The point though is that $\Spf(\Z_p)$ is NOT the colmit of $\Spec(\Z/p^n\Z)$ in schemes, but the colimit in either of the following two categories:
For example, exactly as you pointed out we have that
$$\Hom(\Spec(B),\Spec(\Z_p))\ne \varinjlim \Hom(\Spec(B),\Spec(\Z/p^n\Z))$$
which means that
$$\Hom(-,\Spec(\Z_p))\ne \varinjlim \Hom(-,\Spec(\Z/p^n\Z))$$
in $\mathsf{PSh}(\mathsf{Aff})$. We've also already explained why
$$\Hom(-,\Spf(\Z_p))=\varinjlim \Hom(-,\Spec(\Z/p^n\Z))$$
in $\mathsf{Psh}(\mathsf{Aff})$ (where, recall, $\mathsf{Aff}$ means spectra of rings or, equivalently, formal spectra of discrete rings).
The fact that $\Spec(\Z_p)$ is not the colimit of $\Spec(\Z/p^n\Z)$ in $\mathsf{LTRS}$ is also clear since this colimit has underlying space the colimit of the topological spaces. But, $\varinjlim |\Spec(\Z/p^n\Z)|$ is a point, and $\Spec(\Z_p)$ is not. Try to convince yourself that $\Spf(\Z_p)$ with its structure sheaf whose value on the point is the topological ring $\Z_p$ is the colimit of $\Spec(\Z/p^n\Z)$ in $\mathsf{LTRS}$.

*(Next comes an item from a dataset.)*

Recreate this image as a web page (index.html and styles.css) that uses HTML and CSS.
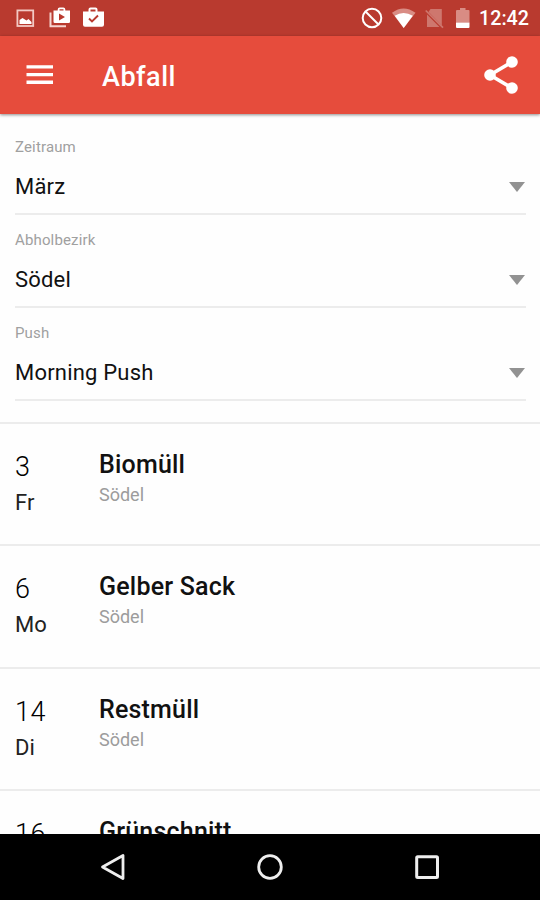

EDIT EDIT: As to your second question, note that for any affine scheme $\Spec(A)$ we have that
$$\begin{aligned}\Hom_{\mathsf{PSh}}(\Spf(\widehat{R}),\Spec(A)) &=\Hom_{\mathsf{LTRS}}(\Spf(\widehat{R}),\Spec(A))\\ &=\Hom_\text{cont.}(A,\widehat{R})\\ &=\Hom(A,\widehat{R})\\ &=\Hom_{\mathsf{PSh}}(\Spec(\widehat{R}),A)\end{aligned}$$
where we have used the fact that $A$ is discrete to say that all maps $A\to\widehat{R}$ are continuous.